2. The Acquisition of True Choice:

In the samurai code of Bushidō, the virtue of Jin (Benevolence or Mercy) only functions alongside Yuuki (Courage and Strength). Once you possess the genuine, tested capability to inflict severe harm, your decision to de-escalate a confrontation becomes a profound moral act. You are no longer begging an aggressor for your safety. You are actively offering them a chance to walk away from your capacity for destruction.

The Restraint of the Master

There is an ancient martial maxim that perfectly captures this philosophy: "It is better to be a warrior in a garden than a gardener in a war."

The gardener in a war is a victim, entirely dependent on the mercy of others. The warrior in the garden is a protector. They live in peace, tend to their community, and exude calmness, but they carry an unsheathed sword in their mind. They are peaceful by choice, not by lack of options.

Furthermore, true competence allows for tactical mercy. A weak, panicked person cornered in a real conflict will flail wildly, escalate blindly, or resort to lethal measures out of pure terror. They cannot control the outcome because they cannot control themselves.

A master of our dual arts possesses the physical and emotional bandwidth to use the absolute minimum force necessary to neutralize a threat. Whether it is a clean, visible samurai restraint or a silent, hidden ninja evasion, it takes immense power and flawless skill to control a violent person without permanently breaking them. That level of restraint is the highest expression of compassion known to humanity.

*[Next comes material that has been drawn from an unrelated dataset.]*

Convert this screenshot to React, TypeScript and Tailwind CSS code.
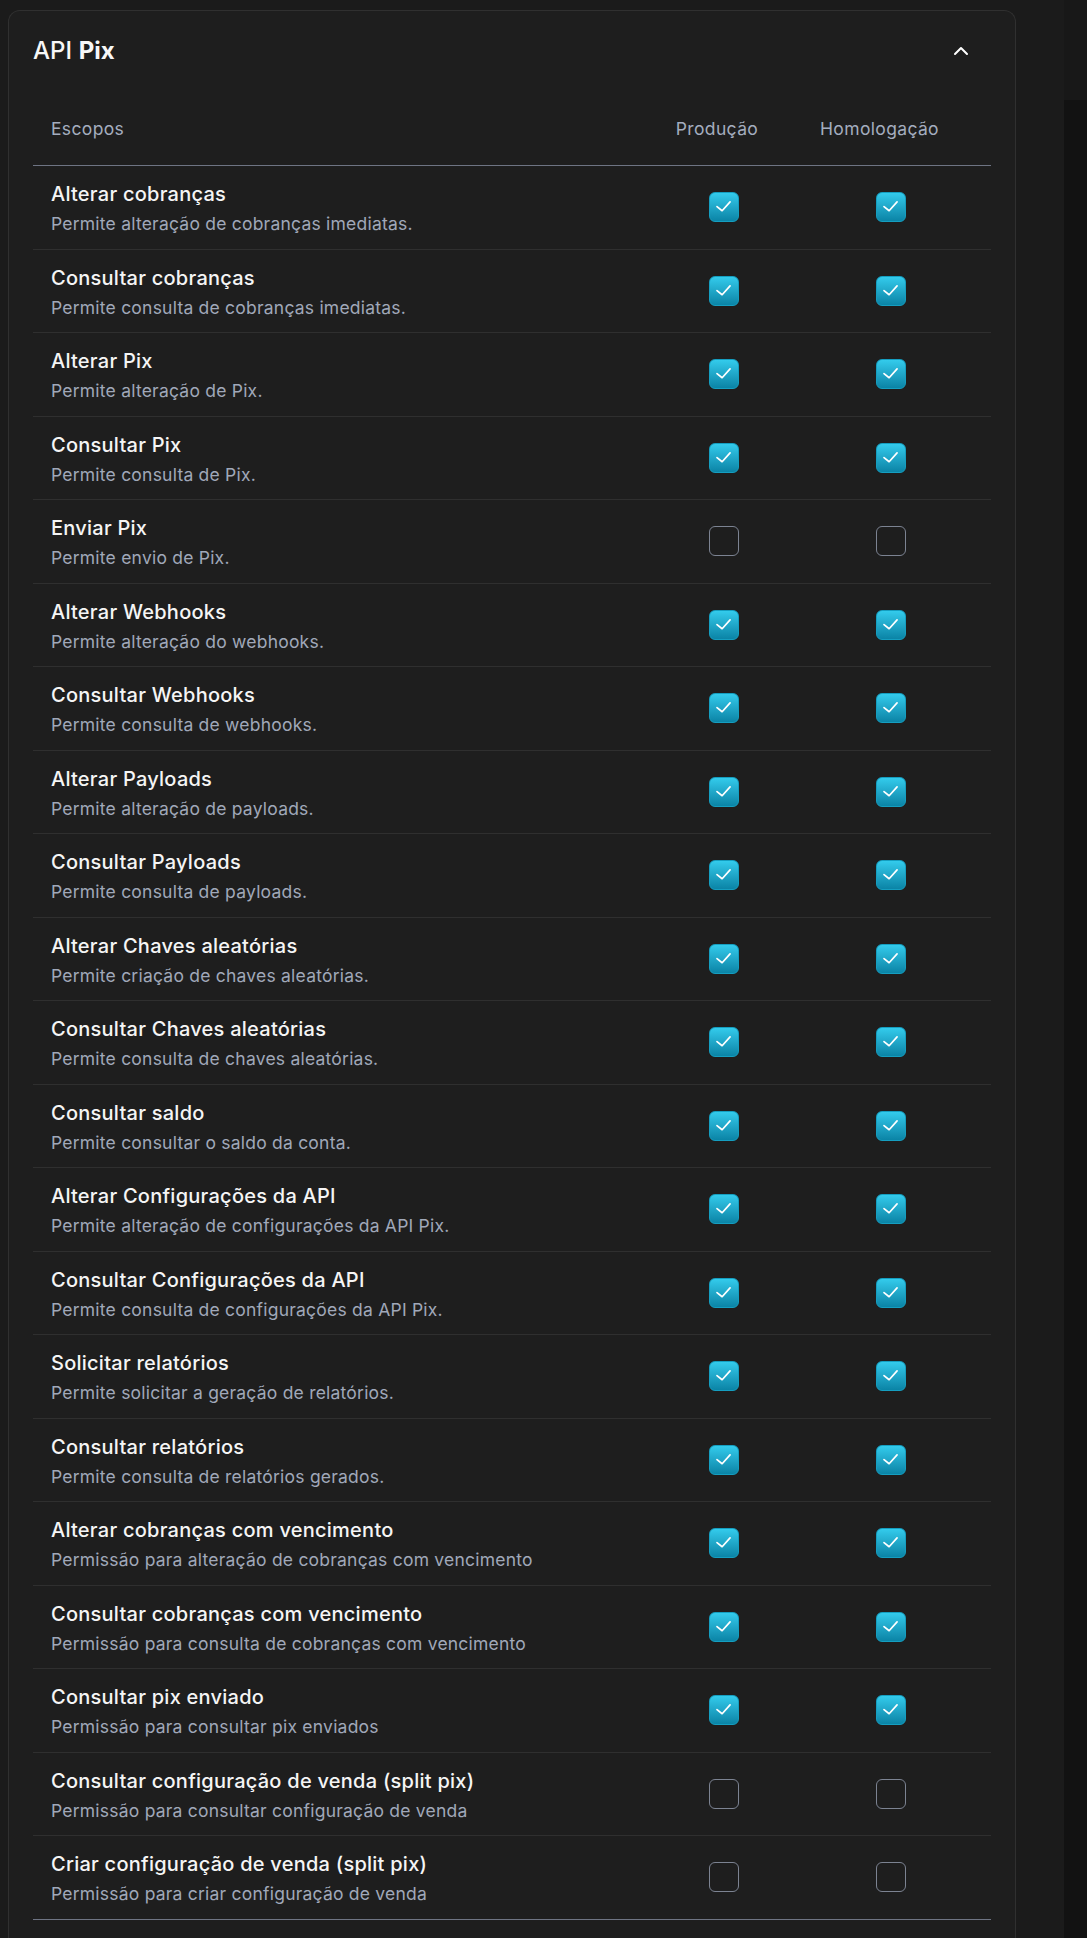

To My Students: The Charge

When you step onto the mat, remember that you are not here to become harmless. You are here to become dangerous, so that your choice to be peaceful actually carries weight.

Do not run from your aggression or your power. Lean into the grueling conditioning, the demanding forms, and the mental pressure of real combat training. Honor the samurai's honor and the ninja's resilience. Build the warrior within yourself.

Only when you are fully capable of the storm can you truly offer someone the peace of the harbor.

Train hard, remain dangerous, and choose peace.